Qinga was seen in the award-winning play, Thank You for your Service, which he co-wrote, co-directed and performed in and which won the Best of Baxter Zabalaza Theatre Festival award in 2021. Buhle is a versatile artist who trained in dance and theatre stage practice, and he holds a certificate in Community Arts and Culture Development from the Northwest University.
Dunjwa is a graduate from New Africa Theatre Academy and Magnet Theatre and as a trainee in Magnet Theatre’s Fulltime Training and Job Creation programme he performed in productions such as Running with Goldfish, Gift-Wrapping the Sea, Heart of Redness, the award-winning Tree/Boom/Umthi and Thabo Mbeki and Other Nightmares.
Four Fathers: Bananas for the Baboons, is one of two plays selected from The Baxter Masambe Playlab, where a cohort of 10 creatives attended a four-month long, writing residency, which was held at The Baxter last year and which offered writers time, space, peer-to-peer mentoring and financial resources to create new work. It forms part of The Baxter’s Platform for Special Talent programme which is made possible by the City of Cape Town.

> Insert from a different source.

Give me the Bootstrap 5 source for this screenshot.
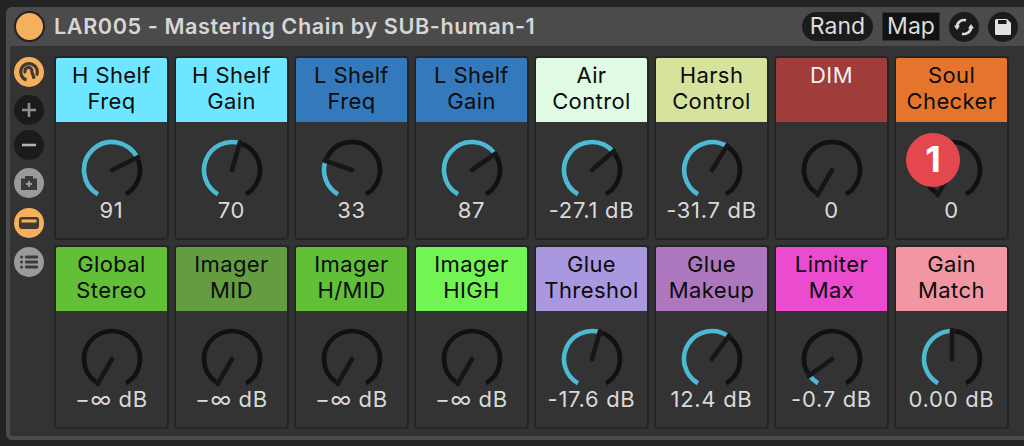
<!DOCTYPE html>
<html lang="en">
<head>
    <meta charset="UTF-8">
    <title>LAR005 - Mastering Chain</title>
    <link href="https://cdn.jsdelivr.net/npm/bootstrap@5.3.0/dist/css/bootstrap.min.css" rel="stylesheet">
    <style>
        html, body { height: 100%; }
        body { background: #232323; font-family: Inter, "Liberation Sans", sans-serif; overflow: hidden; padding: 7px 0 6px 6px; }
        .rack { width: 1018px; height: 433px; background: #4b4b4b; border-radius: 6px 0 0 6px; padding: 0 0 4px 4px; }
        .rack-title { height: 39px; padding: 0 6px 0 4px; }
        .title-dot { width: 31px; height: 31px; border-radius: 50%; background: #f5b05e; border: 2px solid #222; }
        .title-text { color: #d6d6d6; font-size: 21.7px; font-weight: 600; letter-spacing: .55px; margin-left: 9px; white-space: nowrap; }
        .pill-btn { height: 29px; background: #1b1b1b; color: #dcdcdc; font-size: 23px; line-height: 28px; }
        .rand-btn { width: 71px; border-radius: 15px; }
        .map-btn { width: 58px; margin-left: 9px; border: 1px solid #303030; background: #121212; line-height: 26px; }
        .round-btn { width: 30px; height: 30px; border-radius: 50%; background: #1b1b1b; }
        .title-round { margin-left: 9px; }
        .rack-body { background: #333; height: 390px; padding: 10px 0 0 4px; border-radius: 2px 0 0 2px; }
        .side-col { width: 30px; margin-right: 10px; }
        .side-col .round-btn { margin-top: 8px; }
        .side-col .round-btn:first-child { margin-top: 1px; }
        .side-col .round-btn:last-child { margin-top: 9px; }
        .side-col .btn-orange { background: #f5b05e; }
        .side-col .btn-grey { background: #9a9a9a; }
        .side-col .tight { margin-top: 5px; }
        .side-col .wide { margin-top: 10px; }
        #knobs { gap: 5px; width: 960px; }
        .knob-card { width: 115px; height: 184px; background: #333; border: 2px solid #252525; border-radius: 4px; }
        .knob-head { height: 64px; padding-top: 5px; border-radius: 2px 2px 0 0; font-size: 22px; letter-spacing: .4px; line-height: 25.5px; text-align: center; color: #0c0c0c; white-space: nowrap; overflow: hidden; }
        .knob-svg { display: block; margin: 16px auto 0; }
        .knob-val { color: #d9d9d9; font-size: 22px; letter-spacing: .7px; line-height: 24px; text-align: center; margin-top: -4px; white-space: nowrap; }
        .note-badge { position: absolute; left: 906px; top: 133px; width: 54px; height: 54px; border-radius: 50%; background: #e5474f; color: #fff; font-size: 36px; font-weight: 700; line-height: 52px; text-align: center; }
    </style>
</head>
<body class="position-relative">

<div class="rack">
    <div class="rack-title d-flex align-items-center">
        <div class="title-dot"></div>
        <div class="title-text flex-grow-1">LAR005 - Mastering Chain by SUB-human-1</div>
        <div class="pill-btn rand-btn text-center">Rand</div>
        <div class="pill-btn map-btn text-center">Map</div>
        <div class="round-btn title-round d-flex align-items-center justify-content-center">
            <svg width="20" height="20" viewBox="0 0 20 20" fill="none" stroke="#dcdcdc" stroke-width="2.6">
                <path d="M3 11 A7 7 0 0 1 12 3.3"/>
                <path d="M17 9 A7 7 0 0 1 8 16.7"/>
                <path d="M0 8.5 H6 L3 13 Z M20 11.5 H14 L17 7 Z" fill="#dcdcdc" stroke="none"/>
            </svg>
        </div>
        <div class="round-btn title-round d-flex align-items-center justify-content-center">
            <svg width="18" height="18" viewBox="0 0 18 18">
                <path d="M1 2.5 A1.5 1.5 0 0 1 2.5 1 H13 L17 5 V15.5 A1.5 1.5 0 0 1 15.5 17 H2.5 A1.5 1.5 0 0 1 1 15.5 Z" fill="#e2e2e2"/>
                <rect x="4" y="2" width="8.5" height="4" fill="#1b1b1b"/>
            </svg>
        </div>
    </div>
    <div class="rack-body d-flex">
        <div class="side-col d-flex flex-column align-items-center flex-shrink-0">
            <div class="round-btn btn-orange d-flex align-items-center justify-content-center">
                <svg width="22" height="22" viewBox="0 0 22 22" fill="none" stroke="#403a30" stroke-width="3.2">
                    <path d="M8.5 19 A8.4 8.4 0 1 1 18.6 14.6"/>
                    <path d="M7.6 12 A3.5 3.5 0 1 1 13.8 10.8 L16.2 17.6"/>
                </svg>
            </div>
            <div class="round-btn d-flex align-items-center justify-content-center">
                <svg width="14" height="14" viewBox="0 0 14 14" stroke="#8e8e8e" stroke-width="2.6"><path d="M7 0 V14 M0 7 H14"/></svg>
            </div>
            <div class="round-btn tight d-flex align-items-center justify-content-center">
                <svg width="14" height="14" viewBox="0 0 14 14" stroke="#b4b4b4" stroke-width="2.6"><path d="M0 7 H14"/></svg>
            </div>
            <div class="round-btn btn-grey d-flex align-items-center justify-content-center">
                <svg width="18" height="16" viewBox="0 0 18 16">
                    <path d="M1 3.5 H5 V1 H13 V3.5 H17 V15 H1 Z" fill="#3a3a3a"/>
                    <path d="M9 6 V12 M6 9 H12" stroke="#9a9a9a" stroke-width="2"/>
                </svg>
            </div>
            <div class="round-btn btn-orange wide d-flex align-items-center justify-content-center">
                <svg width="20" height="12" viewBox="0 0 20 12">
                    <rect width="20" height="12" rx="3" fill="#403a30"/>
                    <rect x="2.5" y="2.5" width="15" height="3" fill="#f5b05e"/>
                </svg>
            </div>
            <div class="round-btn btn-grey d-flex align-items-center justify-content-center">
                <svg width="18" height="14" viewBox="0 0 18 14" fill="#3a3a3a">
                    <rect x="0" y="0.5" width="3" height="3" rx="1.5"/><rect x="5" y="0.5" width="13" height="3" rx="1"/>
                    <rect x="0" y="5.5" width="3" height="3" rx="1.5"/><rect x="5" y="5.5" width="13" height="3" rx="1"/>
                    <rect x="0" y="10.5" width="3" height="3" rx="1.5"/><rect x="5" y="10.5" width="13" height="3" rx="1"/>
                </svg>
            </div>
        </div>
        <div id="knobs" class="d-flex flex-wrap align-content-start"></div>
    </div>
</div>

<div class="note-badge">1</div>

<script>
    const knobs = [
        ["H Shelf<br>Freq", "#6ee6ff", 64, "91"],
        ["H Shelf<br>Gain", "#6ee6ff", 16, "70"],
        ["L Shelf<br>Freq", "#3479bb", -71, "33"],
        ["L Shelf<br>Gain", "#3479bb", 55, "87"],
        ["Air<br>Control", "#dffbe3", 49, "-27.1 dB"],
        ["Harsh<br>Control", "#d6e39c", 32, "-31.7 dB"],
        ["DIM", "#a03c3a", -150, "0", "#f2f2f2"],
        ["Soul<br>Checker", "#e5752c", -150, "0"],
        ["Global<br>Stereo", "#62bf38", -150, "\u2212\u221e dB"],
        ["Imager<br>MID", "#649c40", -150, "\u2212\u221e dB"],
        ["Imager<br>H/MID", "#62bf38", -150, "\u2212\u221e dB"],
        ["Imager<br>HIGH", "#72f552", -150, "\u2212\u221e dB"],
        ["Glue<br>Threshol", "#a997e0", 16, "-17.6 dB"],
        ["Glue<br>Makeup", "#ad77bd", 36, "12.4 dB"],
        ["Limiter<br>Max", "#ea4bcf", -126, "-0.7 dB"],
        ["Gain<br>Match", "#f296a4", 0, "0.00 dB"]
    ];

    // point on the dial, angle in degrees clockwise from the top
    function pt(r, deg) {
        const a = deg * Math.PI / 180;
        return (32 + r * Math.sin(a)).toFixed(2) + " " + (32 - r * Math.cos(a)).toFixed(2);
    }

    function arc(from, to, color) {
        if (to - from < 1) return "";
        const large = to - from > 180 ? 1 : 0;
        return `<path d="M${pt(28, from)} A28 28 0 ${large} 1 ${pt(28, to)}" stroke="${color}"/>`;
    }

    let html = "";
    knobs.forEach(([name, color, angle, value, text]) => {
        const headStyle = text ? `background:${color};color:${text}` : `background:${color}`;
        html += `
            <div class="knob-card">
                <div class="knob-head" style="${headStyle}">${name}</div>
                <svg class="knob-svg" width="64" height="64" viewBox="0 0 64 64" fill="none" stroke-width="4.6">
                    ${arc(-150, angle, "#4db9d2")}
                    ${arc(angle + 5, 150, "#111")}
                    <path d="M32 32 L${pt(29, angle)}" stroke="#161616" stroke-width="4.6" stroke-linecap="round"/>
                </svg>
                <div class="knob-val">${value}</div>
            </div>`;
    });
    document.getElementById("knobs").innerHTML = html;
</script>
<script src="https://cdn.jsdelivr.net/npm/bootstrap@5.3.0/dist/js/bootstrap.bundle.min.js"></script>
</body>
</html>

Using different theatrical styles, the play follows two young boys who are on a quest to find their father and on their journey, they encounter surreal, ‘out of this world’ events that they never thought existed. They find themselves inside an exploration of South African history: a present visitation of the past as a contribution to improving the future. Their imagination takes them on a journey through three periods in time: the first 15 years of apartheid, from 1948 to the late 1960s; the 1906 Bambatha Rebellions and the Cattle Killing Movement of 1856, represented by Prophetess Nongqawuse.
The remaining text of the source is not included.